Task statement |
Your task is to retype, word for word, the lines from the start of the data through the line holding "</style></head><body>". Do not include the pictures.

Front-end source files
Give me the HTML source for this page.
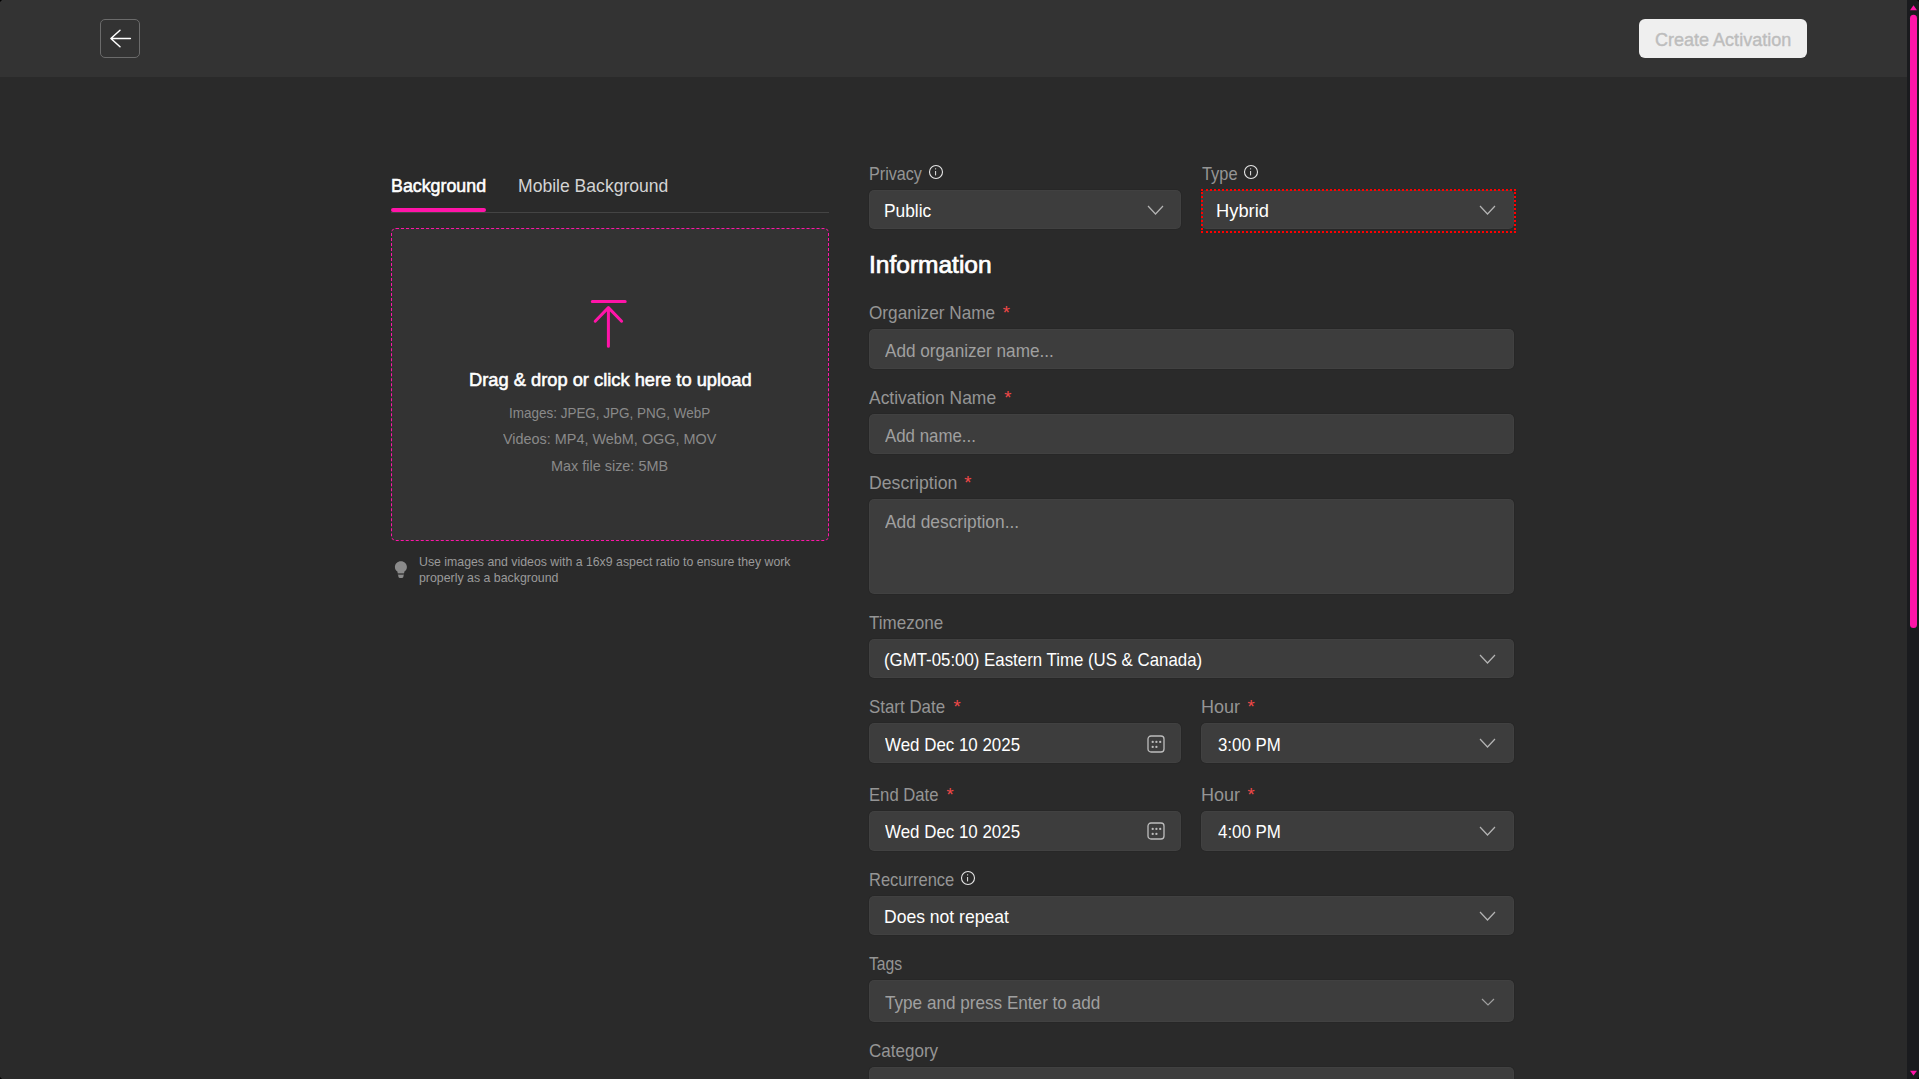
<!DOCTYPE html><html><head><meta charset="utf-8"><style>
html,body{margin:0;padding:0;width:1919px;height:1079px;overflow:hidden;background:#2a2a2a;font-family:"Liberation Sans",sans-serif}
.a{position:absolute}
.t{position:absolute;white-space:pre;transform-origin:0 0;line-height:20px;font-family:"Liberation Sans",sans-serif}
.box{position:absolute;background:#3d3d3d;border-radius:5px;box-shadow:0 0 0 1px rgba(0,0,0,0.07),inset 0 0 0 1px rgba(255,255,255,0.025)}
.chev{position:absolute}
</style></head><body>

<div class="a" style="left:0;top:0;width:1907px;height:77px;background:#333333"></div>
<div class="a" style="left:100px;top:19px;width:40px;height:39px;box-sizing:border-box;border:1px solid #6b6b6b;border-radius:5px"></div>
<svg class="a" style="left:100px;top:19px" width="40" height="39" viewBox="0 0 40 39"><path d="M30.4 19.5H10.9M20 11.2L10.9 19.5L20 27.7" fill="none" stroke="#ffffff" stroke-width="1.5" stroke-linecap="round" stroke-linejoin="round"/></svg>
<div class="a" style="left:1639px;top:19px;width:168px;height:39px;background:#efefef;border-radius:6px"></div>
<div class="a" style="left:1907px;top:0;width:12px;height:1079px;background:#1a1b1e"></div>
<svg class="a" style="left:1907px;top:0" width="12" height="1079" viewBox="0 0 12 1079"><path d="M3 10.2L10 10.2L6.5 5.2Z" fill="#ff14a8"/><rect x="3" y="14.8" width="7" height="613.2" rx="3.5" fill="#ff14a8"/><path d="M3 1070.8L10 1070.8L6.5 1075.6Z" fill="#ff14a8"/></svg>
<div class="a" style="left:391px;top:212px;width:438px;height:1px;background:#444444"></div>
<div class="a" style="left:391px;top:208px;width:95px;height:4px;background:#ff14a8;border-radius:2px"></div>
<div class="a" style="left:391px;top:228px;width:438px;height:313px;box-sizing:border-box;border:1px dashed #ff14a8;border-radius:5px;background:#333333"></div>
<svg class="a" style="left:585px;top:290px" width="50" height="65" viewBox="585 290 50 65"><path d="M592.3 301.5H625.2M608.4 307.8V346.3M595.2 321.2L608.4 307.6L621.6 321.2" fill="none" stroke="#ff14a8" stroke-width="3" stroke-linecap="round" stroke-linejoin="round"/></svg>
<svg class="a" style="left:390px;top:556px" width="22" height="26" viewBox="390 556 22 26"><path d="M400.9 561.2C397.5 561.2 394.9 563.8 394.9 567C394.9 569 395.9 570.5 397.4 571.6L397.7 573.2H404.1L404.4 571.6C405.9 570.5 406.9 569 406.9 567C406.9 563.8 404.3 561.2 400.9 561.2Z" fill="#8a8a8a"/><rect x="397.8" y="573.3" width="6.2" height="1.5" fill="#555"/><path d="M398.1 575.1H403.7L403.3 576.9C403 577.6 402.3 577.9 401.6 577.9H400.2C399.5 577.9 398.8 577.6 398.5 576.9Z" fill="#8a8a8a"/></svg>
<div class="box" style="left:869px;top:190px;width:312px;height:39px"></div>
<div class="box" style="left:1201px;top:190px;width:313px;height:39px"></div>
<div class="box" style="left:869px;top:329.3px;width:645px;height:39.7px"></div>
<div class="box" style="left:869px;top:414.2px;width:645px;height:39.6px"></div>
<div class="box" style="left:869px;top:499.2px;width:645px;height:95px"></div>
<div class="box" style="left:869px;top:639.2px;width:645px;height:38.7px"></div>
<div class="box" style="left:869px;top:723.3px;width:312px;height:39.6px"></div>
<div class="box" style="left:1201px;top:723.3px;width:313px;height:39.6px"></div>
<div class="box" style="left:869px;top:811.2px;width:312px;height:39.6px"></div>
<div class="box" style="left:1201px;top:811.2px;width:313px;height:39.6px"></div>
<div class="box" style="left:869px;top:896.2px;width:645px;height:38.4px"></div>
<div class="box" style="left:869px;top:980.4px;width:645px;height:41.3px"></div>
<div class="box" style="left:869px;top:1067.1px;width:645px;height:40px"></div>
<div class="a" style="left:1201px;top:189px;width:315px;height:44px;box-sizing:border-box;border:2px dotted #ff0000"></div>
<svg class="a" style="left:1146.0px;top:204.3px" width="19" height="12" viewBox="0 0 19 12"><path d="M2 2L9.5 10L17 2" fill="none" stroke="#b4b4b4" stroke-width="1.2"/></svg>
<svg class="a" style="left:1477.9px;top:204.3px" width="19" height="12" viewBox="0 0 19 12"><path d="M2 2L9.5 10L17 2" fill="none" stroke="#b4b4b4" stroke-width="1.2"/></svg>
<svg class="a" style="left:1477.9px;top:653.3px" width="19" height="12" viewBox="0 0 19 12"><path d="M2 2L9.5 10L17 2" fill="none" stroke="#b4b4b4" stroke-width="1.2"/></svg>
<svg class="a" style="left:1477.9px;top:737.3px" width="19" height="12" viewBox="0 0 19 12"><path d="M2 2L9.5 10L17 2" fill="none" stroke="#b4b4b4" stroke-width="1.2"/></svg>
<svg class="a" style="left:1477.9px;top:825.0px" width="19" height="12" viewBox="0 0 19 12"><path d="M2 2L9.5 10L17 2" fill="none" stroke="#b4b4b4" stroke-width="1.2"/></svg>
<svg class="a" style="left:1477.9px;top:909.7px" width="19" height="12" viewBox="0 0 19 12"><path d="M2 2L9.5 10L17 2" fill="none" stroke="#b4b4b4" stroke-width="1.2"/></svg>
<svg class="a" style="left:1479.9px;top:996.5px" width="16" height="10" viewBox="0 0 16 10"><path d="M2 2L8.0 8L14 2" fill="none" stroke="#a0a0a0" stroke-width="1.2"/></svg>
<svg class="a" style="left:1146.5px;top:734.5px" width="18" height="18" viewBox="0 0 18 18"><rect x="1" y="1" width="16" height="16" rx="3" fill="none" stroke="#bdbdbd" stroke-width="1.3"/><g fill="#bdbdbd"><circle cx="5.7" cy="6.9" r="1.15"/><circle cx="9.4" cy="6.9" r="1.15"/><circle cx="13.2" cy="6.9" r="1.15"/><circle cx="5.7" cy="11.9" r="1.15"/><circle cx="9.4" cy="11.9" r="1.15"/></g></svg>
<svg class="a" style="left:1146.5px;top:822.2px" width="18" height="18" viewBox="0 0 18 18"><rect x="1" y="1" width="16" height="16" rx="3" fill="none" stroke="#bdbdbd" stroke-width="1.3"/><g fill="#bdbdbd"><circle cx="5.7" cy="6.9" r="1.15"/><circle cx="9.4" cy="6.9" r="1.15"/><circle cx="13.2" cy="6.9" r="1.15"/><circle cx="5.7" cy="11.9" r="1.15"/><circle cx="9.4" cy="11.9" r="1.15"/></g></svg>
<svg class="a" style="left:927.9px;top:163.9px" width="16" height="16" viewBox="0 0 16 16"><circle cx="8" cy="8" r="6.5" fill="none" stroke="#e6e6e6" stroke-width="1.1"/><circle cx="7.6" cy="4.85" r="0.65" fill="#e6e6e6"/><path d="M7.6 7.4V11" stroke="#e6e6e6" stroke-width="1" stroke-linecap="round"/></svg>
<svg class="a" style="left:1243.0px;top:163.9px" width="16" height="16" viewBox="0 0 16 16"><circle cx="8" cy="8" r="6.5" fill="none" stroke="#e6e6e6" stroke-width="1.1"/><circle cx="7.6" cy="4.85" r="0.65" fill="#e6e6e6"/><path d="M7.6 7.4V11" stroke="#e6e6e6" stroke-width="1" stroke-linecap="round"/></svg>
<svg class="a" style="left:959.8px;top:870.0px" width="16" height="16" viewBox="0 0 16 16"><circle cx="8" cy="8" r="6.5" fill="none" stroke="#e6e6e6" stroke-width="1.1"/><circle cx="7.6" cy="4.85" r="0.65" fill="#e6e6e6"/><path d="M7.6 7.4V11" stroke="#e6e6e6" stroke-width="1" stroke-linecap="round"/></svg>
<div class="t" style="left:1655.40px;top:30px;font-size:18.460px;font-weight:400;color:#bdbdbd;transform:scaleX(0.9773);-webkit-text-stroke:0.4px #bdbdbd">Create Activation</div>
<div class="t" style="left:390.94px;top:176px;font-size:18.605px;font-weight:400;color:#ffffff;transform:scaleX(0.9582);-webkit-text-stroke:0.55px #ffffff">Background</div>
<div class="t" style="left:518.46px;top:176px;font-size:18.605px;font-weight:400;color:#d4d4d4;transform:scaleX(0.9447);">Mobile Background</div>
<div class="t" style="left:468.99px;top:370px;font-size:18.169px;font-weight:400;color:#ffffff;transform:scaleX(1.0073);-webkit-text-stroke:0.55px #ffffff">Drag &amp; drop or click here to upload</div>
<div class="t" style="left:508.85px;top:403px;font-size:14.971px;font-weight:400;color:#8a8a8a;transform:scaleX(0.9000);">Images: JPEG, JPG, PNG, WebP</div>
<div class="t" style="left:503.10px;top:429px;font-size:14.971px;font-weight:400;color:#8a8a8a;transform:scaleX(0.9631);">Videos: MP4, WebM, OGG, MOV</div>
<div class="t" style="left:550.94px;top:456px;font-size:14.971px;font-weight:400;color:#8a8a8a;transform:scaleX(0.9638);">Max file size: 5MB</div>
<div class="t" style="left:419.20px;top:552px;font-size:12.791px;font-weight:400;color:#9a9a9a;transform:scaleX(0.9630);">Use images and videos with a 16x9 aspect ratio to ensure they work</div>
<div class="t" style="left:419.20px;top:568px;font-size:12.791px;font-weight:400;color:#9a9a9a;transform:scaleX(0.9665);">properly as a background</div>
<div class="t" style="left:868.71px;top:164px;font-size:18.169px;font-weight:400;color:#959595;transform:scaleX(0.8882);">Privacy</div>
<div class="t" style="left:1201.50px;top:164px;font-size:18.169px;font-weight:400;color:#959595;transform:scaleX(0.9041);">Type</div>
<div class="t" style="left:884.04px;top:201px;font-size:18.169px;font-weight:400;color:#ffffff;transform:scaleX(0.9551);">Public</div>
<div class="t" style="left:1216.49px;top:201px;font-size:18.169px;font-weight:400;color:#ffffff;transform:scaleX(1.0086);">Hybrid</div>
<div class="t" style="left:868.74px;top:255px;font-size:23.983px;font-weight:400;color:#ffffff;transform:scaleX(1.0225);-webkit-text-stroke:0.7px #ffffff">Information</div>
<div class="t" style="left:869.00px;top:303px;font-size:18.169px;font-weight:400;color:#959595;transform:scaleX(0.9467);">Organizer Name</div>
<div class="t" style="left:885.00px;top:341px;font-size:18.169px;font-weight:400;color:#a0a0a0;transform:scaleX(0.9449);">Add organizer name...</div>
<div class="t" style="left:869.00px;top:388px;font-size:18.169px;font-weight:400;color:#959595;transform:scaleX(0.9614);">Activation Name</div>
<div class="t" style="left:885.25px;top:426px;font-size:18.169px;font-weight:400;color:#a0a0a0;transform:scaleX(0.9282);">Add name...</div>
<div class="t" style="left:868.73px;top:473px;font-size:18.169px;font-weight:400;color:#959595;transform:scaleX(0.9727);">Description</div>
<div class="t" style="left:884.80px;top:512px;font-size:18.169px;font-weight:400;color:#a0a0a0;transform:scaleX(0.9559);">Add description...</div>
<div class="t" style="left:869.20px;top:613px;font-size:18.169px;font-weight:400;color:#959595;transform:scaleX(0.9374);">Timezone</div>
<div class="t" style="left:884.07px;top:650px;font-size:18.169px;font-weight:400;color:#ffffff;transform:scaleX(0.9272);">(GMT-05:00) Eastern Time (US &amp; Canada)</div>
<div class="t" style="left:869.20px;top:697px;font-size:18.169px;font-weight:400;color:#959595;transform:scaleX(0.9309);">Start Date</div>
<div class="t" style="left:884.80px;top:735px;font-size:18.169px;font-weight:400;color:#ffffff;transform:scaleX(0.9316);">Wed Dec 10 2025</div>
<div class="t" style="left:1200.81px;top:697px;font-size:18.169px;font-weight:400;color:#959595;transform:scaleX(0.9920);">Hour</div>
<div class="t" style="left:1217.70px;top:735px;font-size:18.169px;font-weight:400;color:#ffffff;transform:scaleX(0.9264);">3:00 PM</div>
<div class="t" style="left:868.78px;top:785px;font-size:18.169px;font-weight:400;color:#959595;transform:scaleX(0.9182);">End Date</div>
<div class="t" style="left:884.80px;top:822px;font-size:18.169px;font-weight:400;color:#ffffff;transform:scaleX(0.9316);">Wed Dec 10 2025</div>
<div class="t" style="left:1200.81px;top:785px;font-size:18.169px;font-weight:400;color:#959595;transform:scaleX(0.9920);">Hour</div>
<div class="t" style="left:1217.50px;top:822px;font-size:18.169px;font-weight:400;color:#ffffff;transform:scaleX(0.9294);">4:00 PM</div>
<div class="t" style="left:868.79px;top:870px;font-size:18.169px;font-weight:400;color:#959595;transform:scaleX(0.9089);">Recurrence</div>
<div class="t" style="left:884.28px;top:907px;font-size:18.169px;font-weight:400;color:#ffffff;transform:scaleX(0.9657);">Does not repeat</div>
<div class="t" style="left:869.20px;top:954px;font-size:18.169px;font-weight:400;color:#959595;transform:scaleX(0.8648);">Tags</div>
<div class="t" style="left:885.00px;top:993px;font-size:18.169px;font-weight:400;color:#a0a0a0;transform:scaleX(0.9436);">Type and press Enter to add</div>
<div class="t" style="left:869.00px;top:1041px;font-size:18.169px;font-weight:400;color:#959595;transform:scaleX(0.9384);">Category</div>
<div class="t" style="left:1002.70px;top:303px;font-size:18.5px;color:#f04848">*</div>
<div class="t" style="left:1004.20px;top:388px;font-size:18.5px;color:#f04848">*</div>
<div class="t" style="left:964.20px;top:473px;font-size:18.5px;color:#f04848">*</div>
<div class="t" style="left:953.40px;top:697px;font-size:18.5px;color:#f04848">*</div>
<div class="t" style="left:1247.40px;top:697px;font-size:18.5px;color:#f04848">*</div>
<div class="t" style="left:946.40px;top:785px;font-size:18.5px;color:#f04848">*</div>
<div class="t" style="left:1247.40px;top:785px;font-size:18.5px;color:#f04848">*</div>
<div class="a" style="left:0;top:0;width:3px;height:3px;background:radial-gradient(circle at 100% 100%,transparent 2.6px,#000 3.2px)"></div>
<div class="a" style="right:0;top:0;width:3px;height:3px;background:radial-gradient(circle at 0 100%,transparent 2.6px,#000 3.2px)"></div>
<div class="a" style="left:0;bottom:0;width:3px;height:3px;background:radial-gradient(circle at 100% 0,transparent 2.6px,#000 3.2px)"></div>
<div class="a" style="right:0;bottom:0;width:3px;height:3px;background:radial-gradient(circle at 0 0,transparent 2.6px,#000 3.2px)"></div>
</body></html>
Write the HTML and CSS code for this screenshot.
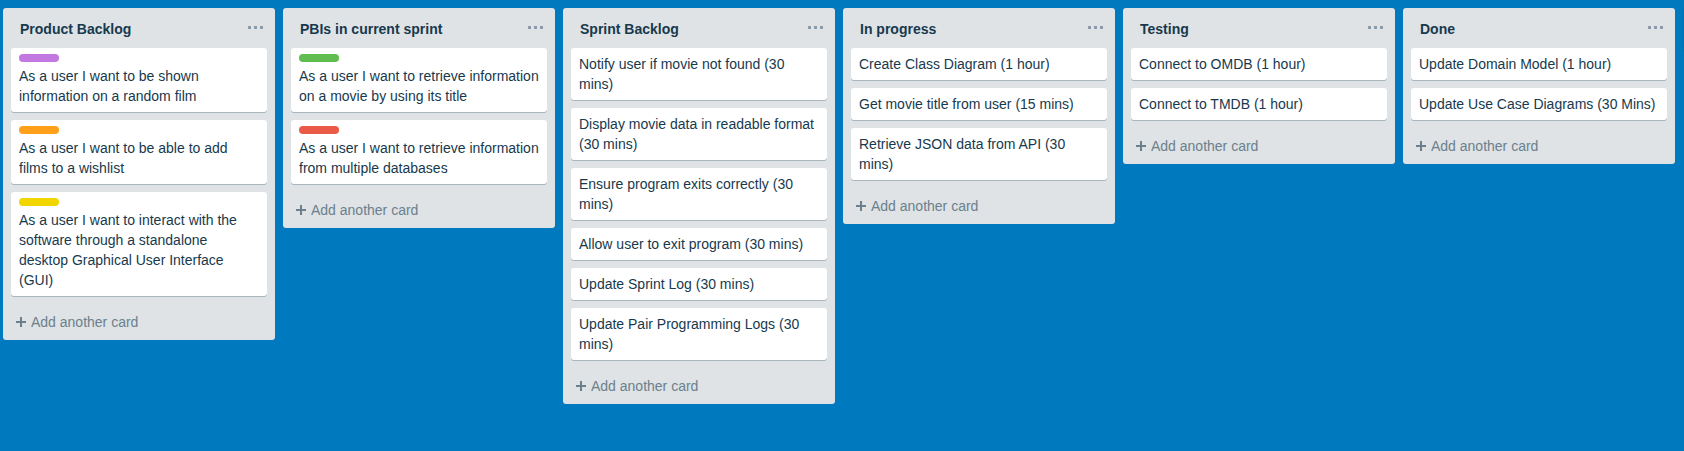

Problem solution |
Give me the HTML source for this page.
<!DOCTYPE html><html><head><meta charset="utf-8"><style>
html,body{margin:0;padding:0;width:1919px;height:1079px;overflow:hidden;background:#2a2a2a;font-family:"Liberation Sans",sans-serif}
.a{position:absolute}
.t{position:absolute;white-space:pre;transform-origin:0 0;line-height:20px;font-family:"Liberation Sans",sans-serif}
.box{position:absolute;background:#3d3d3d;border-radius:5px;box-shadow:0 0 0 1px rgba(0,0,0,0.07),inset 0 0 0 1px rgba(255,255,255,0.025)}
.chev{position:absolute}
</style></head><body>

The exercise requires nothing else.